- SHORT EXERCISE:
Extract everything from the first line through the line with "const SCALE = 733.4;", both ends included, except for any pictures.

--- Begin ---

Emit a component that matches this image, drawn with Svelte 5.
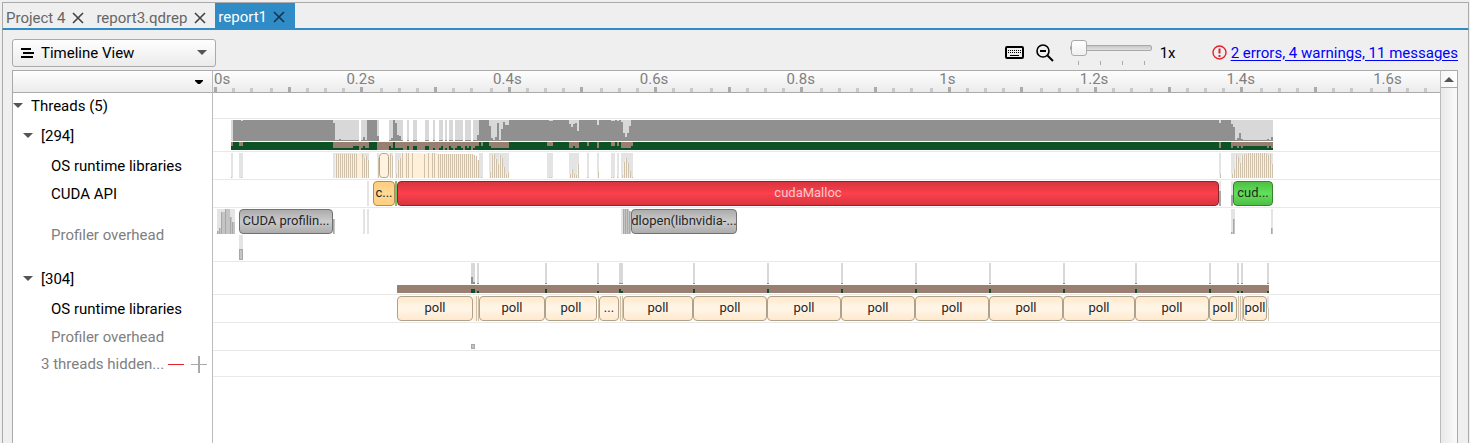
<script>
  // Left edge of the timeline pane; x values below are measured from the window edge.
  const PANE = 213;
  const SCALE = 733.4;

  const tabs = [
    { name: 'Project 4', active: false },
    { name: 'report3.qdrep', active: false },
    { name: 'report1', active: true }
  ];

  const ticks = Array.from({ length: 67 }, (_, i) => ({
    x: 1 + 2 * Math.round((i * 0.025 * SCALE) / 2),
    major: i % 4 === 0
  }));
  const labels = Array.from({ length: 9 }, (_, i) => ({
    x: 1 + i * 0.2 * SCALE,
    text: i === 0 ? '0s' : i === 5 ? '1s' : (i * 0.2).toFixed(1) + 's'
  }));

  // [x, width, busy height] on a 21 px high track
  const load = [
    [231, 2, 0], [233, 8, 21], [241, 2, 20], [243, 90, 21], [333, 2, 18], [335, 4, 1], [339, 2, 2],
    [341, 18, 1], [361, 2, 1], [363, 2, 4], [365, 2, 1], [367, 10, 21], [377, 2, 5], [389, 2, 1],
    [391, 2, 3], [393, 2, 21], [395, 2, 18], [397, 2, 6], [399, 2, 5], [401, 2, 1], [407, 2, 1],
    [413, 4, 1], [425, 4, 1], [433, 2, 1], [439, 4, 1], [445, 2, 1], [449, 4, 1], [455, 8, 1],
    [465, 6, 1], [473, 4, 1], [477, 2, 6], [479, 10, 21], [489, 2, 15], [491, 2, 3], [493, 2, 1],
    [495, 2, 4], [497, 2, 18], [499, 2, 1], [501, 2, 12], [503, 2, 19], [505, 4, 16],
    [509, 40, 21], [549, 4, 20], [553, 16, 21], [569, 2, 17], [571, 2, 14], [573, 2, 17],
    [575, 2, 18], [577, 2, 10], [579, 18, 21], [597, 2, 16], [599, 12, 21], [611, 4, 20],
    [615, 2, 21], [617, 2, 20], [619, 2, 21], [621, 2, 19], [623, 2, 8], [625, 2, 4],
    [627, 2, 8], [629, 2, 15], [631, 588, 21], [1219, 2, 18], [1221, 10, 21], [1231, 2, 17],
    [1233, 2, 14], [1235, 2, 1], [1237, 2, 3], [1239, 2, 8], [1241, 2, 2], [1243, 24, 1],
    [1267, 2, 2], [1269, 2, 1], [1271, 2, 4]
  ];

  // [x, width, height] of the running state on an 8 px high strip
  const running = [
    [231, 2, 4], [233, 6, 8], [239, 4, 4], [243, 90, 8], [333, 6, 2], [339, 14, 2], [353, 6, 4],
    [361, 2, 2], [363, 2, 4], [365, 4, 2], [369, 8, 8], [389, 2, 4], [391, 2, 2], [393, 2, 8],
    [395, 8, 2], [407, 2, 4], [413, 4, 4], [425, 4, 4], [433, 2, 2], [439, 2, 2], [441, 2, 4],
    [445, 2, 2], [449, 2, 4], [451, 2, 2], [455, 2, 2], [457, 4, 4], [461, 2, 2], [465, 2, 4],
    [467, 2, 2], [469, 2, 4], [473, 2, 2], [475, 4, 4], [479, 2, 8], [481, 2, 4], [483, 6, 8],
    [489, 2, 4], [491, 18, 2], [509, 38, 8], [547, 6, 4], [553, 16, 8], [569, 4, 2],
    [573, 2, 4], [575, 4, 2], [579, 8, 8], [587, 2, 4], [589, 8, 8], [597, 2, 2], [599, 12, 8],
    [611, 4, 4], [615, 2, 8], [617, 2, 4], [619, 2, 8], [621, 10, 2], [631, 2, 4],
    [633, 586, 8], [1219, 2, 2], [1221, 10, 8], [1231, 2, 2], [1233, 4, 4], [1237, 2, 2],
    [1239, 2, 4], [1241, 2, 2], [1243, 24, 4], [1267, 2, 2], [1269, 2, 4], [1271, 2, 2]
  ];

  const osShade = [
    [231, 2], [239, 4], [333, 36], [377, 2], [389, 4], [395, 6], [479, 4], [489, 20], [547, 6], [569, 10],
    [587, 2], [597, 2], [611, 4], [617, 2], [621, 12], [1219, 2], [1231, 42]
  ];
  // [first x, heights of 2 px wide calls]
  const osCalls = [
    [335, [24, 24, 24, 24, 24, 24, 24, 24, 24, 24, 24, 25, 25, 24, 20, 22, 18]],
    [377, [20]], [389, [24, 22]], [395, [4, 18, 20]],
    [401, [25, 24, 25, 25, 25, 25, 25, 25, 25, 25, 25, 24, 25, 25, 24, 25, 25, 24, 24, 24, 24, 24, 24, 24, 24, 24, 24, 24, 24, 24, 24, 24, 24, 24, 24, 24, 23, 22, 18]],
    [489, [6, 23, 24, 19, 14, 23, 20, 11, 4, 6]],
    [569, [4, 9, 4, 3, 14]], [597, [6]], [621, [3, 16, 20, 15, 7, 1]], [1219, [4]],
    [1231, [4, 9, 23, 21, 15, 23, 24, 24, 25, 25, 25, 25, 25, 25, 25, 25, 25, 24, 23, 24, 14]]
  ];
  const osBands = [[357, 4], [403, 3], [409, 3], [413, 10], [425, 3], [429, 3], [435, 3]];
  const osDots = [231, 241, 481, 549, 551, 587, 611, 613, 617];

  const overheadShade = [[217, 18], [363, 2], [367, 2], [621, 2], [1231, 4], [1271, 2]];
  const overheadBars = [
    [217, 2, 3], [219, 2, 6], [221, 4, 22], [225, 5, 25], [230, 2, 17], [232, 3, 12], [333, 2, 15],
    [623, 2, 25], [625, 2, 25], [627, 2, 25], [629, 2, 23], [1231, 2, 2], [1233, 2, 15], [1271, 2, 6]
  ];

  const wakeups = [
    [471, 2, 7, 4], [473, 2, 2, 4], [477, 2, 1, 2], [545, 2, 1, 4], [597, 2, 1, 2], [619, 2, 1, 4],
    [621, 2, 1, 2], [693, 2, 1, 4], [767, 2, 1, 4], [841, 2, 1, 4], [915, 2, 1, 4], [989, 2, 1, 4],
    [1063, 2, 1, 4], [1135, 2, 1, 4], [1209, 2, 1, 4], [1237, 2, 1, 2], [1241, 2, 1, 2], [1267, 2, 1, 2]
  ];

  const polls = [
    [397, 473], [479, 545], [545, 597], [599, 619], [623, 693], [693, 767], [767, 841], [841, 915],
    [915, 989], [989, 1063], [1063, 1135], [1135, 1209], [1209, 1237], [1243, 1267]
  ].map(([a, b]) => ({ x: a, w: b - a, kind: 'poll', text: b - a < 24 ? '...' : 'poll' }));

  const cuda = [
    { x: 373, w: 22, kind: 'amber', text: 'c...' },
    { x: 397, w: 822, kind: 'red', text: 'cudaMalloc' },
    { x: 1233, w: 40, kind: 'green', text: 'cud...' }
  ];
  const overhead = [
    { x: 239, w: 94, kind: 'grey', text: 'CUDA profilin...' },
    { x: 631, w: 106, kind: 'grey', text: 'dlopen(libnvidia-...' }
  ];

  const tree = [
    { text: 'Threads (5)', level: 0, size: 'h26', open: true },
    { text: '[294]', level: 1, size: 'h33', open: true },
    { text: 'OS runtime libraries', level: 2, size: 'h28' },
    { text: 'CUDA API', level: 2, size: 'h28' },
    { text: 'Profiler overhead', level: 2, size: 'h54', dim: true },
    { text: '[304]', level: 1, size: 'h33', open: true },
    { text: 'OS runtime libraries', level: 2, size: 'h28' },
    { text: 'Profiler overhead', level: 2, size: 'h28', dim: true }
  ];
</script>

{#snippet blocks(list)}
  {#each list as b}
    <button class="block {b.kind}" style="left:{b.x - PANE}px;width:{b.w}px">{b.text}</button>
  {/each}
{/snippet}

{#snippet bar(x, y, w, h, cls)}
  <rect x={x - PANE} {y} width={w} height={h} class={cls} />
{/snippet}

<div class="window">
  <nav class="tabs">
    {#each tabs as t}
      <div class="tab" class:active={t.active}>
        <a href="#top">{t.name}</a>
        <button class="close" aria-label="Close {t.name}">
          <svg width="12" height="12" viewBox="0 0 12 12"><path d="M1 1 11 11M11 1 1 11" /></svg>
        </button>
      </div>
    {/each}
  </nav>

  <div class="toolbar">
    <div class="view">
      <svg class="lines" width="14" height="12" viewBox="0 0 14 12"><path d="M1 2H11M3 6H14M1 10H13" /></svg>
      <select aria-label="View"><option>Timeline View</option></select>
      <svg class="drop" width="10" height="6" viewBox="0 0 10 6"><path d="M0 0H10L5 5Z" /></svg>
    </div>
    <div class="tools">
      <button class="tool" aria-label="Keyboard shortcuts">
        <svg width="19" height="13" viewBox="0 0 19 13">
          <rect x="1" y="1" width="17" height="11" rx="1" fill="none" stroke="#000" stroke-width="2" />
          <path d="M3 4.500h1M5 4.500h1M7 4.500h1M9 4.500h1M11 4.500h1M13 4.500h1M15 4.500h1M3 6.500h1M5 6.500h1M7 6.500h1M9 6.500h1M11 6.500h1M13 6.500h1M15 6.500h1M5 9.500h9" stroke="#000" />
        </svg>
      </button>
      <button class="tool" aria-label="Zoom out">
        <svg width="18" height="18" viewBox="0 0 18 18" fill="none" stroke="#000">
          <circle cx="7" cy="7" r="6" stroke-width="1.600" /><path d="M4 7H10" stroke-width="2" /><path d="M11.500 11.500 17 17" stroke-width="2" />
        </svg>
      </button>
      <div class="zoom">
        <input id="zoom" type="range" min="1" max="100" value="1" aria-label="Zoom" />
        <div class="marks"><i></i><i></i><i></i><i></i></div>
      </div>
      <label class="factor" for="zoom">1x</label>
      <svg class="alert" width="15" height="15" viewBox="0 0 15 15">
        <circle cx="7.500" cy="7.500" r="6.500" fill="none" stroke="#e0222b" stroke-width="1.400" />
        <path d="M7.500 3.500V8.500M7.500 10V12" stroke="#e0222b" stroke-width="2" />
      </svg>
      <a class="messages" href="#messages">2 errors, 4 warnings, 11 messages</a>
    </div>
  </div>

  <main class="panel">
    <aside>
      <div class="head">
        <button class="filter" aria-label="Row options"><svg width="8" height="5" viewBox="0 0 8 5"><path d="M0 0H8V1L5 4H3L0 1Z" /></svg></button>
      </div>
      {#each tree as r}
        <div class="item {r.size} level{r.level}" class:dim={r.dim}>
          {#if r.open}
            <button class="expander" aria-label="Collapse {r.text}"><svg width="10" height="6" viewBox="0 0 10 6"><path d="M0 0H10L5 5Z" /></svg></button>
          {/if}
          <span>{r.text}</span>
        </div>
      {/each}
      <div class="item h26 hidden dim">
        <span>3 threads hidden...</span>
        <div class="signs">
          <button aria-label="Hide"><svg width="16" height="17"><path d="M0 8.500H16" stroke="#e0222b" /></svg></button>
          <button aria-label="Show"><svg width="16" height="17"><path d="M0 8.500H16" stroke="#aaa" /><path d="M8 0V17" stroke="#aaa" stroke-width="2" /></svg></button>
        </div>
      </div>
    </aside>

    <section>
      <div class="head axis">
        {#each labels as l, i}
          <span class="time" class:first={i === 0} style="left:{l.x}px">{l.text}</span>
        {/each}
        <svg class="ticks">
          {#each ticks as t}
            <rect x={t.x} y={t.major ? 0 : 1} width="3" height="5" class={t.major ? 'major' : 'minor'} />
          {/each}
        </svg>
      </div>

      <div class="row h26"></div>

      <div class="row h33">
        <svg>
          {#each load as [x, w, h]}
            {@render bar(x, 1, w, 21, 'shade')}
            {@render bar(x, 22 - h, w, h, 'busy')}
          {/each}
          {@render bar(231, 23, 1042, 8, 'state')}
          {#each running as [x, w, h]}
            {@render bar(x, 31 - h, w, h, 'run')}
          {/each}
        </svg>
      </div>

      <div class="row h28">
        <svg>
          {#each osShade as [x, w]}
            {@render bar(x, 1, w, 25, 'pale')}
          {/each}
          {#each osCalls as [x0, list]}
            {#each list as h, i}
              {@render bar(x0 + 2 * i, 26 - h, 1, h, 'cream')}
              {@render bar(x0 + 2 * i + 1, 26 - h, 1, h, 'tan')}
            {/each}
          {/each}
          {#each osBands as [x, w]}
            {@render bar(x, 1, w, 25, 'cream')}
          {/each}
          {#each osDots as x}
            {@render bar(x, 25, 1, 1, 'tan')}
          {/each}
          <rect x={379.5 - PANE} y="1.500" width="9" height="24" rx="3" class="call" />
        </svg>
      </div>

      <div class="row h28">
        <svg>
          {@render bar(367, 1, 2, 25, 'pale')}
          {@render bar(395, 1, 2, 25, 'leaf')}
          {@render bar(1219, 1, 2, 25, 'pale')}
          {@render bar(1219, 11, 2, 15, 'over')}
          {@render bar(1231, 1, 2, 25, 'pale')}
          {@render bar(1231, 15, 2, 11, 'over')}
        </svg>
        {@render blocks(cuda)}
      </div>

      <div class="row h54">
        <svg>
          {#each overheadShade as [x, w]}
            {@render bar(x, 1, w, 25, 'pale')}
          {/each}
          {#each overheadBars as [x, w, h]}
            {@render bar(x, 26 - h, w, h, 'light')}
            {@render bar(x, 26 - h, 1, h, 'over')}
          {/each}
          {@render bar(239, 27, 4, 25, 'pale')}
          {@render bar(239, 41, 4, 11, 'over')}
          {@render bar(240, 42, 2, 9, 'light')}
        </svg>
        {@render blocks(overhead)}
      </div>

      <div class="row h33">
        <svg>
          {@render bar(397, 23, 872, 8, 'state')}
          {#each wakeups as [x, w, h, g]}
            {@render bar(x, 1, w, 21, 'shade')}
            {@render bar(x, 22 - h, w, h, 'busy')}
            {@render bar(x, 31 - g, w, g, 'run')}
          {/each}
        </svg>
      </div>

      <div class="row h28">
        <svg>
          {@render bar(473, 1, 5, 25, 'cream')}
          {@render bar(619, 1, 4, 25, 'cream')}
          {@render bar(1237, 1, 6, 25, 'cream')}
          {@render bar(1267, 1, 2, 12, 'pale')}
          {#each [476, 478, 598, 620, 622, 1238, 1240, 1242, 1268] as x}
            {@render bar(x, x === 1268 ? 13 : 1, 1, x === 1268 ? 13 : 25, 'tan')}
          {/each}
        </svg>
        {@render blocks(polls)}
      </div>

      <div class="row h28">
        <svg>
          {@render bar(471, 21, 4, 5, 'over')}
          {@render bar(472, 22, 2, 3, 'light')}
        </svg>
      </div>
      <div class="row h26"></div>
    </section>

    <div class="scroll">
      <button aria-label="Scroll up"><svg width="10" height="5" viewBox="0 0 10 5"><path d="M0 5H10L5 0Z" /></svg></button>
    </div>
  </main>
</div>

<style>
  :global(body) {
    margin: 0;
    background: #efefef;
    font-family: Roboto, 'Liberation Sans', sans-serif;
  }
  * { box-sizing: border-box; }
  button { padding: 0; margin: 0; border: 0; background: none; font: inherit; display: flex; align-items: center; justify-content: center; }
  svg { display: block; flex: none; }

  .window {
    min-height: 100vh;
    padding: 2px 1px 0 2px;
    display: flex;
    flex-direction: column;
    font-size: 15px;
    line-height: 18px;
    color: #000;
    overflow: hidden;
  }
  .tabs {
    display: flex;
    height: 28px;
    flex: none;
    border: 1px solid #aaa;
    border-bottom: 2px solid #308cc6;
  }
  .tab { display: flex; align-items: center; gap: 7px; padding: 4px 9px 0 3px; }
  .tab a { color: #666; text-decoration: none; }
  .tab path { stroke: #444; stroke-width: 1.6; }
  .tab.active { background: #308cc6; padding: 2px 10px 0 3px; gap: 6px; }
  .tab.active a { color: #fff; }
  .tab.active path { stroke: #12354c; }

  .toolbar {
    display: flex;
    justify-content: space-between;
    align-items: center;
    flex: none;
    height: 40px;
    padding: 5px 10px 0 9px;
    border: solid #aaa;
    border-width: 0 1px;
  }
  .view { position: relative; width: 204px; }
  .view select {
    appearance: none;
    width: 100%;
    height: 28px;
    padding: 0 28px;
    border: 1px solid #aaa;
    border-radius: 3px;
    background: linear-gradient(#fefefe, #ebebeb);
    font: inherit;
    color: #000;
  }
  .lines { position: absolute; left: 8px; top: 8px; pointer-events: none; }
  .lines path { stroke: #000; stroke-width: 2; }
  .drop { position: absolute; right: 9px; top: 11px; pointer-events: none; }
  .drop path, .expander path { fill: #555; }
  .tools { display: flex; align-items: center; }
  .tool { margin-right: 12px; }
  .tool + .tool { margin-right: 16px; }
  .zoom { width: 82px; height: 28px; display: flex; flex-direction: column; }
  .zoom input { appearance: none; width: 100%; height: 18px; margin: 0; background: none; }
  .zoom input::-webkit-slider-runnable-track {
    height: 6px;
    border: 1px solid #aaa;
    border-radius: 2px;
    background: linear-gradient(#c8c8c8, #e0e0e0);
  }
  .zoom input::-webkit-slider-thumb {
    appearance: none;
    width: 16px;
    height: 16px;
    margin-top: -6px;
    border: 1px solid #aaa;
    border-radius: 3px;
    background: linear-gradient(#fff, #f0f0f0);
  }
  .marks { display: flex; justify-content: space-between; padding: 4px 7px 0 8px; }
  .marks i { width: 1px; height: 4px; background: #aaa; }
  .factor { margin-left: 8px; width: 52px; }
  .messages { margin-left: 4px; color: #00f; text-underline-offset: 2px; }

  .panel {
    flex: 1;
    display: grid;
    grid-template-columns: 201px minmax(0, 1fr) 18px;
    padding: 0 10px 0 9px;
    border: solid #aaa;
    border-width: 0 1px;
  }
  .panel > * { border-top: 1px solid #aaa; }
  aside { border-left: 1px solid #aaa; border-right: 1px solid #bbb; background: #fff; }
  .head { height: 22px; border-bottom: 1px solid #aaa; background: linear-gradient(#fefefe, #ebebeb); }
  .filter { margin-left: auto; width: 27px; height: 23px; }
  .axis { position: relative; color: #808080; overflow: hidden; }
  .time { position: absolute; top: -1px; transform: translateX(-50%); }
  .time.first { transform: none; }
  .ticks { position: absolute; left: 0; bottom: 0; width: 100%; height: 5px; }
  .major { fill: #aaa; }
  .minor { fill: #c8c8c8; }

  .item { display: flex; align-items: center; gap: 8px; }
  .level1 { padding-left: 10px; }
  .level2 { padding-left: 38px; }
  .hidden { padding-left: 28px; gap: 4px; }
  .signs { display: flex; gap: 7px; }
  .dim { color: #808080; }
  .h26 { height: 26px; }
  .h28 { height: 28px; }
  .h33 { height: 33px; }
  .h54 { height: 54px; }

  section { background: #fff; overflow: hidden; }
  .row { position: relative; border-bottom: 1px solid #e8e8e8; }
  .row svg { width: 100%; height: 100%; }
  .shade { fill: #d8d8d8; }
  .busy { fill: #909090; }
  .state { fill: #987f71; }
  .run { fill: #0c5226; }
  .pale { fill: #e4e4e4; }
  .cream { fill: #fff0da; }
  .tan { fill: #cfc1aa; }
  .leaf { fill: #74c46c; }
  .over { fill: #a8a8a8; }
  .light { fill: #c4c4c4; }
  .call { fill: #fff3e0; stroke: #b0a288; }

  .block {
    position: absolute;
    top: 1px;
    height: 25px;
    padding-bottom: 2px;
    border: 1px solid;
    border-radius: 4px;
    font-size: 13px;
    line-height: 16px;
    color: #262626;
    white-space: nowrap;
    overflow: hidden;
  }
  .poll { background: linear-gradient(#ffe9cb, #fff6ea 50%, #ffe9cb); border-color: #b0a288; }
  .amber { background: linear-gradient(#ffcd7c, #ffd998 50%, #ffcd7c); border-color: #b08d55; }
  .red { background: linear-gradient(#d8353f, #fc404c 50%, #d8353f); border-color: #8e2229; color: #fbc8cb; }
  .green { background: linear-gradient(#4fbf47, #62e058 50%, #4fbf47); border-color: #36822f; }
  .grey { background: linear-gradient(#acacac, #cbcbcb 50%, #acacac); border-color: #717171; }

  .scroll { border-left: 1px solid #bbb; border-right: 1px solid #aaa; background: linear-gradient(90deg, #e9e9e9, #fafafa); }
  .scroll button { width: 100%; height: 17px; border-bottom: 1px solid #aaa; background: linear-gradient(90deg, #f6f6f6, #fff); }
  .scroll path { fill: #555; }
</style>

--- End ---

- ANSWER IN FULL:
Emit a component that matches this image, drawn with Svelte 5.
<script>
  // Left edge of the timeline pane; x values below are measured from the window edge.
  const PANE = 213;
  const SCALE = 733.4;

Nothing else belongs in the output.